Lately, Jesus, Dorothy Day, and St. Therese of Lisieux have gone to work on my soul. I had succumbed to the deadly “bigger is better” and “busier is better” viruses. There were mornings at Manna House when I wondered if it was worth our even staying open. Given the risk to ourselves and to our guests, and the small amount of hospitality we were offering, should we even keep our reduced schedule of two mornings a week, from 8:00-10:000am?
Part of this questioning no doubt came from my sense of the paucity of what we were offering compared to the “glory days.” Pre-pandemic we were open three mornings a week from 8:00-11:30am. Typically, we would manage twenty-five or more people for showers, fifty-one or more for socks and hygiene, and three to four hundred cups of coffee served to several hundred guests. Now we had two mornings a week from 8:00-10:00am, six people for showers, maybe thirty for socks and hygiene, and a hundred or so cups of coffee for maybe sixty guests all total.
Part of my questioning also came from the slower pace for myself at Manna House. With fewer guests, on many mornings I found myself with a significant amount of “down time”—when there was little or nothing to do but wait for another person to finish his shower, so the next guest could be called in.
I know I was also mourning not only the reductions in service, but also the loss of relationships with people on the streets and others who came to Manna House each day we were open. Those relationships relied upon offering a place where it was comfortable to come and hang out. With our limitations on going into the house (one person at a time for use of the bathroom, and one person at a time for showers), we did everything else outside, including the coffee serving and “socks and hygiene.” It was not that comfortable for hanging out. For the people with a place to stay, the choice to stay away was easy. And many of the people on the streets likely found warmer places to go. In either case, the community at Manna House was smaller.

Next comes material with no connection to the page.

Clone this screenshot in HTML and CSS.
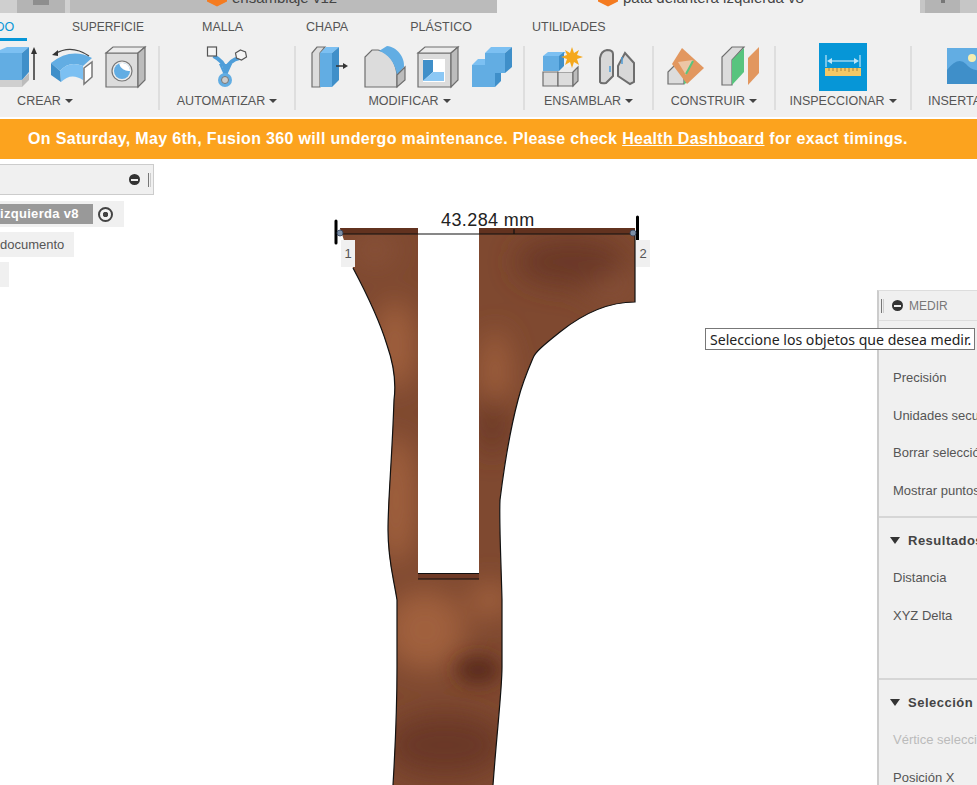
FILE: index.html
```html
<!DOCTYPE html>
<html lang="es">
<head>
    <meta charset="UTF-8">
    <title>Fusion 360 - Medir</title>
    <link rel="stylesheet" href="styles.css">
</head>
<body>

<div class="doc-tabs">
    <div class="doc-tab tab-stub"></div>
    <div class="doc-tab tab-home"><span class="home-mark"></span></div>
    <div class="doc-tab tab-gap"></div>
    <div class="doc-tab tab-other">
        <svg class="cube-mark" viewBox="0 0 20 13"><polygon points="0,0 20,0 20,1.500 10,6.500 0,1.500"/></svg>
        <span class="doc-name">ensamblaje v12</span>
    </div>
    <div class="doc-tab tab-active">
        <svg class="cube-mark" viewBox="0 0 20 13"><polygon points="0,0 20,0 20,1.500 10,6.500 0,1.500"/></svg>
        <span class="doc-name">pata delantera izquierda v8</span>
    </div>
    <div class="doc-tab tab-end-a"></div>
    <div class="doc-tab tab-end"><span class="end-mark"></span></div>
    <div class="doc-tab tab-end-b"></div>
</div>

<div class="ribbon">
    <div class="ribbon-tabs">
        <span class="rtab rtab-active">SÓLIDO</span>
        <span class="rtab rtab-sup">SUPERFICIE</span>
        <span class="rtab rtab-mal">MALLA</span>
        <span class="rtab rtab-cha">CHAPA</span>
        <span class="rtab rtab-pla">PLÁSTICO</span>
        <span class="rtab rtab-uti">UTILIDADES</span>
    </div>

    <div class="tool-groups">
        <div class="group group-create">
            <div class="tools">
                <span class="tool-blank"></span>
                <svg class="tool" viewBox="-2 46 42 42">
                    <polygon class="g2" points="-6,80 23,80 23,87 -6,87"/>
                    <polygon class="g3" points="23,80 30,73 30,80 23,87"/>
                    <polygon class="b1" points="-6,53 8,47 30,47 23,53"/>
                    <polygon class="b2" points="-6,53 23,53 23,80 -6,80"/>
                    <polygon class="b3" points="23,53 30,47 30,72 23,80"/>
                    <line class="ink" x1="35" y1="50" x2="35" y2="80"/>
                    <polygon class="ink-fill" points="35,47 32,54 38,54"/>
                </svg>
                <svg class="tool" viewBox="52 46 42 42">
                    <path class="b2" d="M52,63 Q72,47 93,58 L84,66 Q70,60 61,71 Z"/>
                    <path class="b1" d="M61,71 Q70,60 84,66 L84,80 Q72,72 62,82 Z"/>
                    <polygon class="b3" points="52,63 61,71 62,82 52,75"/>
                    <polygon class="end-face" points="85,68 93,62 93,77 85,84"/>
                    <path class="ink-thin" d="M56,54 Q72,44 90,56"/>
                    <polygon class="ink-fill" points="53,55 59,50 59,56"/>
                </svg>
                <svg class="tool" viewBox="106 46 42 42">
                    <polygon class="g1 edge" points="107,53 139,53 139,87 107,87"/>
                    <polygon class="g0 edge" points="107,53 114,47 146,47 139,53"/>
                    <polygon class="g3 edge" points="139,53 146,47 146,80 139,87"/>
                    <circle class="ring" cx="123" cy="71" r="10"/>
                    <circle class="b2" cx="123" cy="71" r="8"/>
                    <path class="white-fill" d="M120,63.500 A8,8 0 0 1 131,71 A10,10 0 0 1 120,63.500 Z"/>
                </svg>
            </div>
            <div class="group-label">CREAR<i class="caret"></i></div>
        </div>

        <div class="group group-auto">
            <div class="tools">
                <svg class="tool" viewBox="206.5 46 42 42">
                    <path class="branch" d="M214,56 Q224,61 226,70 M240,58 Q230,60 226,70 M226,70 V78"/>
                    <polygon class="branch-thin" points="221,65 231,65 226,76"/>
                    <rect class="node" x="208" y="47" width="9" height="9"/>
                    <polygon class="node" points="241,50 246,52 247,57 242,60 237,58 236,53"/>
                    <circle class="b2" cx="225.500" cy="80" r="7"/>
                    <circle class="hub" cx="225.500" cy="80" r="3.500"/>
                </svg>
            </div>
            <div class="group-label">AUTOMATIZAR<i class="caret"></i></div>
        </div>

        <div class="group group-modify">
            <div class="tools">
                <svg class="tool" viewBox="310 46 42 42">
                    <polygon class="g1 edge" points="312,87 312,53 317,47 325,47 320,53 320,87"/>
                    <polygon class="b1" points="320,53 326,47 339,47 332,53"/>
                    <polygon class="b2" points="320,53 332,53 332,87 320,87"/>
                    <polygon class="b3" points="332,53 339,47 339,80 332,87"/>
                    <line class="ink" x1="336" y1="66" x2="345" y2="66"/>
                    <polygon class="ink-fill" points="348,66 343,63 343,69"/>
                </svg>
                <svg class="tool" viewBox="364 46 42 42">
                    <path class="g1 edge" d="M365,87 V57 L372,50 H378 C388,52 395,60 397,74 V87 Z"/>
                    <path class="b2" d="M379,51 L387,46 C397,47 405,57 404,67 L397,75 C395,62 388,54 379,51 Z"/>
                    <polygon class="g3 edge" points="397,75 405,67 405,80 397,87"/>
                </svg>
                <svg class="tool" viewBox="418 46 42 42">
                    <polygon class="g1 edge" points="418,53 451,53 451,87 418,87"/>
                    <polygon class="g0 edge" points="418,53 425,47 458,47 451,53"/>
                    <polygon class="g3 edge" points="451,53 458,47 458,80 451,87"/>
                    <rect class="white-fill" x="423" y="59" width="22" height="23"/>
                    <polygon class="b3" points="423,60 433,60 433,72 423,81"/>
                    <polygon class="b4" points="433,72 444,72 444,81 423,81"/>
                </svg>
                <svg class="tool" viewBox="472 46 42 42">
                    <polygon class="b1" points="485,53 491,47 512,47 505,53"/>
                    <polygon class="b1" points="472,65 478,59 485,59 485,65"/>
                    <polygon class="b2" points="485,53 505,53 505,73 495,73 495,87 472,87 472,65 485,65"/>
                    <polygon class="b3" points="505,53 512,47 512,67 505,73"/>
                    <polygon class="b3" points="495,73 501,73 501,81 495,87"/>
                </svg>
            </div>
            <div class="group-label">MODIFICAR<i class="caret"></i></div>
        </div>

        <div class="group group-assemble">
            <div class="tools">
                <svg class="tool" viewBox="541 46 42 42">
                    <polygon class="g1 edge" points="543,72 558,72 558,86 543,86"/>
                    <polygon class="g1 edge" points="558,72 573,72 573,86 558,86"/>
                    <polygon class="g0" points="558,72 563,67 578,67 573,72"/>
                    <polygon class="g3 edge" points="573,72 578,67 578,81 573,86"/>
                    <polygon class="b1" points="543,56 548,52 566,52 561,56"/>
                    <rect class="b2" x="543" y="56" width="16" height="15"/>
                    <polygon class="b3" points="559,56 564,52 564,66 559,71"/>
                    <polygon class="star" points="572,47 574,53 579,50 577,55 583,57 577,59 579,65 574,62 572,68 570,62 565,65 567,59 561,57 567,55 565,50 570,53"/>
                </svg>
                <svg class="tool" viewBox="595 46 42 42">
                    <path class="plate" d="M600,82 V58 Q601,51 607,50 Q613,50 613,54 V76 L606,83 Q601,84 600,82 Z"/>
                    <path class="plate" d="M618,66 L625,53 L634,63 V82 L630,84 L618,76 Z"/>
                    <line class="pin" x1="610" y1="66" x2="610" y2="72"/>
                    <line class="pin" x1="622" y1="57" x2="622" y2="64"/>
                </svg>
            </div>
            <div class="group-label">ENSAMBLAR<i class="caret"></i></div>
        </div>

        <div class="group group-build">
            <div class="tools">
                <svg class="tool" viewBox="667 46 42 42">
                    <polygon class="g1 edge" points="669,84 669,72 676,65 685,70 685,84"/>
                    <polygon class="green" points="685,84 685,72 690,82"/>
                    <polygon class="orange" points="683,48 705,68 688,84 673,64"/>
                    <polygon class="orange-pale" points="679,62 694,60 687,75"/>
                    <line class="green-line" x1="687" y1="74" x2="694" y2="61"/>
                </svg>
                <svg class="tool" viewBox="721 46 42 42">
                    <polygon class="g1 edge" points="723,85 723,57 733,47 745,47 733,60 733,85"/>
                    <polygon class="green" points="733,60 745,48 745,72 733,85"/>
                    <polygon class="orange" points="749,58 760,47 760,73 749,85"/>
                </svg>
            </div>
            <div class="group-label">CONSTRUIR<i class="caret"></i></div>
        </div>

        <div class="group group-inspect">
            <div class="tools">
                <svg class="tool tool-on" viewBox="820 43 48 48">
                    <rect class="on-bg" x="820" y="43" width="48" height="48"/>
                    <line class="dim" x1="827" y1="55" x2="827" y2="67"/>
                    <line class="dim" x1="861" y1="55" x2="861" y2="67"/>
                    <line class="dim" x1="830" y1="61" x2="858" y2="61"/>
                    <polygon class="dim-fill" points="828,61 833,58 833,64"/>
                    <polygon class="dim-fill" points="860,61 855,58 855,64"/>
                    <rect class="rule" x="826" y="68" width="36" height="8"/>
                    <path class="rule-ticks" d="M830,68 v3 M834,68 v3 M838,68 v4 M842,68 v3 M846,68 v3 M850,68 v4 M854,68 v3 M858,68 v3"/>
                </svg>
            </div>
            <div class="group-label">INSPECCIONAR<i class="caret"></i></div>
        </div>

        <div class="group group-insert">
            <div class="tools">
                <svg class="tool tool-wide" viewBox="947 46 66 42">
                    <rect class="b2" x="947" y="48" width="66" height="36"/>
                    <path class="b3" d="M947,84 V70 Q958,56 966,64 Q972,72 984,70 L1013,84 Z"/>
                    <circle class="sun" cx="972" cy="58" r="4"/>
                </svg>
            </div>
            <div class="group-label">INSERTAR<i class="caret"></i></div>
        </div>
    </div>
</div>

<div class="banner">
    On Saturday, May 6th, Fusion 360 will undergo maintenance. Please check <a class="banner-link">Health Dashboard</a> for exact timings.
</div>

<div class="canvas">
    <svg class="part" viewBox="0 159 977 626">
        <defs>
            <filter id="soft" x="-60%" y="-60%" width="220%" height="220%">
                <feGaussianBlur stdDeviation="14"/>
            </filter>
            <filter id="softer" x="-80%" y="-80%" width="260%" height="260%">
                <feGaussianBlur stdDeviation="9"/>
            </filter>
            <clipPath id="partShape">
                <path d="M340,228 H418 V573 H479 V228 H635 V302 C610,302 585,312 560,332 C545,344 535,352 533,358 C527,372 522,384 518,400 C510,430 505,460 500,500 C499,520 501,560 502,600 V667 C502,690 497,730 493,785 H393 C395,750 397,720 397,667 V600 C393,575 388,560 388,530 C388,500 392,460 394,400 C396,385 394,365 387,345 C380,322 370,300 353,268 Z"/>
            </clipPath>
        </defs>
        <g clip-path="url(#partShape)">
            <rect class="wood" x="330" y="220" width="320" height="570"/>
            <g filter="url(#soft)">
                <ellipse class="wood-light" cx="395" cy="345" rx="20" ry="45"/>
                <ellipse class="wood-light" cx="396" cy="500" rx="20" ry="65"/>
                <ellipse class="wood-light" cx="425" cy="630" rx="40" ry="40"/>
                <ellipse class="wood-light" cx="490" cy="600" rx="22" ry="18"/>
                <ellipse class="wood-light" cx="495" cy="375" rx="14" ry="45"/>
                <ellipse class="wood-mid" cx="610" cy="285" rx="24" ry="14"/>
                <ellipse class="wood-dark" cx="570" cy="262" rx="55" ry="24"/>
                <ellipse class="wood-mid" cx="375" cy="250" rx="20" ry="14"/>
                <ellipse class="wood-dark" cx="445" cy="745" rx="60" ry="32"/>
                <ellipse class="wood-dark" cx="492" cy="425" rx="14" ry="30"/>
            </g>
            <ellipse class="wood-deep" cx="478" cy="670" rx="22" ry="14" filter="url(#softer)"/>
            <rect class="wood-top" x="330" y="228" width="320" height="6"/>
            <rect class="wood-lip" x="418" y="574" width="61" height="5"/>
        </g>
        <path class="outline" d="M353,268 C370,300 380,322 387,345 C394,365 396,385 394,400 C392,460 388,500 388,530 C388,560 393,575 397,600 V667 C397,720 395,750 393,785"/>
        <path class="outline" d="M635,234 V302 C610,302 585,312 560,332 C545,344 535,352 533,358 C527,372 522,384 518,400 C510,430 505,460 500,500 C499,520 501,560 502,600 V667 C502,690 497,730 493,785"/>
        <path class="outline" d="M418,573.500 H479 M418,579 H479"/>
        <line class="dim-line" x1="336" y1="234" x2="636" y2="234"/>
        <line class="dim-line" x1="514" y1="229" x2="514" y2="234"/>
        <line class="dim-tick" x1="336" y1="221" x2="336" y2="243"/>
        <line class="dim-tick" x1="637.500" y1="217" x2="637.500" y2="243"/>
        <circle class="pick" cx="340" cy="233" r="3"/>
        <circle class="pick" cx="633" cy="233" r="3"/>
        <text class="dim-text" x="441" y="226">43.284 mm</text>
    </svg>

    <span class="point-tag tag-one">1</span>
    <span class="point-tag tag-two">2</span>

    <div class="browser">
        <div class="browser-head">
            <span class="minus-dot"></span>
            <span class="grip"></span>
        </div>
        <div class="browser-row row-doc">
            <span class="doc-chip">izquierda v8</span>
            <span class="target"></span>
        </div>
        <div class="browser-row row-settings">documento</div>
        <div class="browser-row row-stub"></div>
    </div>

    <div class="measure">
        <div class="measure-head">
            <span class="grip"></span>
            <span class="minus-dot"></span>
            <span class="measure-title">MEDIR</span>
        </div>
        <div class="measure-body">
            <div class="measure-row">Precisión</div>
            <div class="measure-row">Unidades secundarias</div>
            <div class="measure-row">Borrar selección</div>
            <div class="measure-row">Mostrar puntos de ajuste</div>
        </div>
        <div class="measure-section">
            <div class="section-head"><i class="section-arrow"></i>Resultados</div>
            <div class="measure-row">Distancia</div>
            <div class="measure-row">XYZ Delta</div>
        </div>
        <div class="measure-section section-sel">
            <div class="section-head"><i class="section-arrow"></i>Selección</div>
            <div class="measure-row row-off">Vértice seleccionado</div>
            <div class="measure-row">Posición X</div>
        </div>
    </div>

    <div class="tip">Seleccione los objetos que desea medir.</div>
</div>

</body>
</html>
```

FILE: styles.css
```css
html, body {
    margin: 0;
    height: 100%;
}
body {
    width: 977px;
    height: 785px;
    overflow: hidden;
    display: flex;
    flex-direction: column;
    background: white;
    font-family: "Liberation Sans", Arial, sans-serif;
    color: #555;
}

/* document tabs, cut off by the top of the window */
.doc-tabs {
    display: flex;
    height: 13px;
    flex: none;
    overflow: hidden;
    background: #bbb;
}
.doc-tab {
    height: 13px;
    flex: none;
    display: flex;
    overflow: hidden;
}
.tab-stub { width: 17px; background: #cfcfcf; }
.tab-home { width: 48px; background: #b4b4b4; justify-content: center; }
.home-mark { width: 16px; height: 5px; background: #8e8e8e; }
.tab-gap { width: 5px; background: #d0d0d0; }
.tab-other { width: 427px; background: #bbb; padding-left: 137px; box-sizing: border-box; }
.tab-active { width: 423px; background: #f0f0f0; padding-left: 101px; box-sizing: border-box; }
.tab-end-a { width: 5px; background: #c6c6c6; }
.tab-end { width: 35px; background: #b4b4b4; justify-content: center; }
.tab-end-b { flex: 1; background: #c6c6c6; }
.end-mark { width: 4px; height: 3px; background: #777; }
.cube-mark {
    width: 20px;
    height: 13px;
    flex: none;
    fill: #f47b20;
}
.doc-name {
    margin-left: 5px;
    margin-top: -10px;
    font-size: 15px;
    line-height: 16px;
    color: #444;
    white-space: nowrap;
}

/* ribbon */
.ribbon {
    height: 104px;
    flex: none;
    background: #f0f0f0;
    margin-bottom: 2px;
}
.ribbon-tabs {
    height: 28px;
    display: flex;
    align-items: center;
    font-size: 12.5px;
    white-space: nowrap;
}
.rtab { flex: none; }
.rtab-active {
    width: 60px;
    margin-left: -50px;
    padding-left: 17px;
    height: 28px;
    line-height: 28px;
    color: #0696d7;
    background: linear-gradient(#0696d7, #0696d7) no-repeat 0 25px / 100% 3px;
}
.rtab-sup { margin-left: 45px; font-size: 12px; }
.rtab-mal { margin-left: 58px; }
.rtab-cha { margin-left: 63px; }
.rtab-pla { margin-left: 62px; }
.rtab-uti { margin-left: 60px; }

.tool-groups {
    display: flex;
    margin-top: 5px;
    height: 64px;
}
.group {
    flex: none;
    box-sizing: border-box;
    border-right: 2px solid #dedede;
}
.group-create { width: 228px; margin-left: -68px; }
.group-auto { width: 136px; }
.group-modify { width: 229px; }
.group-assemble { width: 129px; }
.group-build { width: 122px; }
.group-inspect { width: 136px; }
.group-insert { width: 136px; border-right: 0; }
.group-insert .group-label { padding-right: 30px; }
.tools {
    display: flex;
    justify-content: center;
    gap: 12px;
    height: 42px;
}
.tool-blank { width: 42px; flex: none; }
.tool {
    width: 42px;
    height: 42px;
    flex: none;
    overflow: visible;
}
.tool-on { width: 48px; height: 48px; margin-top: -3px; }
.tool-wide { width: 66px; }
.group-modify .tools { padding-left: 4px; }
.group-label {
    margin-top: 6px;
    height: 14px;
    line-height: 14px;
    font-size: 12.5px;
    text-align: center;
    white-space: nowrap;
}
.caret {
    display: inline-block;
    margin-left: 4px;
    vertical-align: 2px;
    border-left: 4px solid transparent;
    border-right: 4px solid transparent;
    border-top: 4px solid #444;
}

/* icon colours */
.b1 { fill: #7cc0f2; }
.b2 { fill: #62ade3; }
.b3 { fill: #3f8fc9; }
.b4 { fill: #8cc8f5; }
.g0 { fill: #ececec; }
.g1 { fill: #dcdcdc; }
.g2 { fill: #cfcfcf; }
.g3 { fill: #bcbcbc; }
.edge { stroke: #6e6e6e; stroke-width: 1.2; }
.ink { stroke: #333; stroke-width: 1.5; }
.ink-thin { stroke: #444; stroke-width: 1.2; fill: none; }
.ink-fill { fill: #333; }
.white-fill { fill: white; }
.end-face { fill: white; stroke: #777; stroke-width: 1.5; }
.ring { fill: #eee; stroke: #777; stroke-width: 1.2; }
.branch { fill: none; stroke: #4f9ed9; stroke-width: 4; }
.branch-thin { fill: none; stroke: #4f9ed9; stroke-width: 2; }
.node { fill: #f5f5f5; stroke: #555; stroke-width: 1.2; }
.hub { fill: #ccc; stroke: #777; stroke-width: 1; }
.star { fill: #f5a81c; }
.plate { fill: #d8d8d8; stroke: #6e6e6e; stroke-width: 2; }
.pin { stroke: #4f9ed9; stroke-width: 1.5; }
.orange { fill: #e2975f; }
.orange-pale { fill: #ecc6a6; }
.green { fill: #58c47e; }
.green-line { stroke: #58c47e; stroke-width: 2; }
.on-bg { fill: #0696d7; }
.dim { stroke: #bfe6f7; stroke-width: 1.2; }
.dim-fill { fill: #bfe6f7; }
.rule { fill: #f3c866; }
.rule-ticks { stroke: #a8843a; stroke-width: 1; fill: none; }
.sun { fill: #f6eeb0; }

/* notice */
.banner {
    height: 40px;
    flex: none;
    background: #fca31e;
    color: white;
    font-size: 16px;
    font-weight: bold;
    line-height: 40px;
    padding-left: 28px;
    letter-spacing: 0.34px;
    white-space: nowrap;
}
.banner-link { text-decoration: underline; }

/* 3D canvas */
.canvas {
    flex: 1;
    position: relative;
    overflow: hidden;
    background: white;
}
.part {
    position: absolute;
    left: 0;
    top: 0;
    width: 977px;
    height: 626px;
}
.wood { fill: #7f4930; }
.wood-light { fill: #a0603e; }
.wood-mid { fill: #8a523a; }
.wood-dark { fill: #6b3826; }
.wood-deep { fill: #5a2c1c; }
.wood-top { fill: #62321f; }
.wood-lip { fill: #6e3a26; }
.outline { fill: none; stroke: #111; stroke-width: 1.2; }
.dim-line { stroke: #111; stroke-width: 1.2; }
.dim-tick { stroke: #000; stroke-width: 3; stroke-linecap: round; }
.pick { fill: #7d90a8; stroke: #33415a; stroke-width: 0.8; }
.dim-text {
    font-family: "Liberation Sans", Arial, sans-serif;
    font-size: 18px;
    letter-spacing: 0.4px;
    fill: #222;
}
.point-tag {
    position: absolute;
    top: 81px;
    width: 14px;
    height: 27px;
    line-height: 27px;
    background: #f0f0f0;
    font-size: 13px;
    text-align: center;
    color: #555;
}
.tag-one { left: 341px; }
.tag-two { left: 636px; }

/* browser panel */
.browser {
    position: absolute;
    left: 0;
    top: 5px;
    display: flex;
    flex-direction: column;
    align-items: flex-start;
}
.browser-head {
    box-sizing: border-box;
    width: 154px;
    height: 31px;
    background: #f0f0f0;
    border: 1px solid #ccc;
    border-left: 0;
    display: flex;
    align-items: center;
    justify-content: flex-end;
    gap: 8px;
    padding-right: 2px;
}
.minus-dot {
    width: 11px;
    height: 11px;
    flex: none;
    border-radius: 50%;
    background: linear-gradient(#eee, #eee) no-repeat center / 7px 2px, #333;
}
.grip {
    width: 1px;
    height: 14px;
    flex: none;
    border-left: 1px solid #777;
    border-right: 1px solid #ccc;
}
.browser-row {
    background: #f0f0f0;
    margin-top: 5px;
    height: 25px;
    font-size: 13px;
    line-height: 25px;
    white-space: nowrap;
}
.row-doc {
    width: 124px;
    height: 26px;
    margin-top: 6px;
    display: flex;
    align-items: center;
}
.doc-chip {
    width: 93px;
    flex: none;
    height: 20px;
    line-height: 20px;
    background: #999;
    color: white;
    font-size: 13px;
    font-weight: bold;
    letter-spacing: 0.3px;
}
.target {
    width: 11px;
    height: 11px;
    margin-left: 5px;
    flex: none;
    border: 2px solid #444;
    border-radius: 50%;
    background: radial-gradient(circle, #444 0 2.5px, #f5f5f5 3px);
}
.row-settings { width: 74px; }
.row-stub { width: 9px; }

/* measure panel */
.measure {
    position: absolute;
    left: 877px;
    top: 131px;
    width: 300px;
    height: 520px;
    background: #f0f0f0;
    border-left: 2px solid #ccc;
    border-top: 1px solid #ddd;
    white-space: nowrap;
}
.measure-head {
    height: 29px;
    display: flex;
    align-items: center;
    padding-left: 2px;
    border-bottom: 1px solid #ddd;
}
.measure-head .minus-dot { margin-left: 8px; }
.measure-title {
    margin-left: 6px;
    font-size: 12px;
    color: #777;
}
.measure-body {
    padding: 38px 0 7px;
}
.measure-row {
    height: 37.5px;
    line-height: 37.5px;
    padding-left: 14px;
    font-size: 13px;
    color: #555;
}
.row-off { color: #bbb; }
.measure-section {
    border-top: 2px solid #d6d6d6;
    padding: 4px 0 44px;
}
.section-sel { padding-bottom: 0; }
.section-head {
    height: 37px;
    line-height: 37px;
    padding-left: 11px;
    font-size: 13px;
    font-weight: bold;
    letter-spacing: 0.5px;
    color: #444;
}
.section-arrow {
    display: inline-block;
    margin-right: 8px;
    vertical-align: 1px;
    border-left: 5.5px solid transparent;
    border-right: 5.5px solid transparent;
    border-top: 7px solid #333;
}

.tip {
    position: absolute;
    left: 705px;
    top: 169px;
    box-sizing: border-box;
    width: 270px;
    height: 22px;
    line-height: 21px;
    padding-left: 4px;
    background: white;
    border: 1px solid #777;
    color: #222;
    font-family: "Noto Sans", sans-serif;
    font-size: 14.1px;
    white-space: nowrap;
}
```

In my mourning and questioning, I heard the voice of Jesus say,
“‘Come unto me and rest;
lay down, thou weary one, lay down
thy head upon my breast.’
I came to Jesus as I was,
so weary, worn and sad.”
And I listened as I rested, and Jesus said, “What is the kingdom of God like? What shall I compare it to? It is like a mustard seed, which a man took and planted in his garden. It grew and became a tree, and the birds perched in its branches" (Luke 13:18–19).
Then I heard Dorothy Day say, “by little and by little,” we are made whole by the small things, chosen deliberately and repeated each day in the service of the poor.
Then I heard St. Therese of Lisieux say that I should seek the “Little Way” in which “What matters in life is not great deeds but great love.” The key is not performance but relationship.
In the spirit of the little way of the mustard seed, Jesus, Dorothy, and Therese called me to embrace the gift of the smaller, the slower, the fewer. In this gift, I have space for practicing the presence of God. At Manna House this means I can slow down and recognize God’s presence in each guest as “Christ comes in the stranger’s guise” (see Matthew 25:31-46). When I am not so rushed, I can see each person’s dignity, and listen more carefully to each person. I can also take the time to sit for conversation.
On Thursday, this gift of the smaller meant I sat down with a couple of guests, one black and one white. I listened to their stories about when they were younger. I was gifted as I saw their eyes brighten and smiles come across their faces as they reminisced about growing up in the country. They had simple stories about hunting, swimming, and taking care of “chores.” For a few minutes we were all in another place, a smaller place, a simpler place. Bigger and better took a back seat to the beauty of being with each other. And it was good.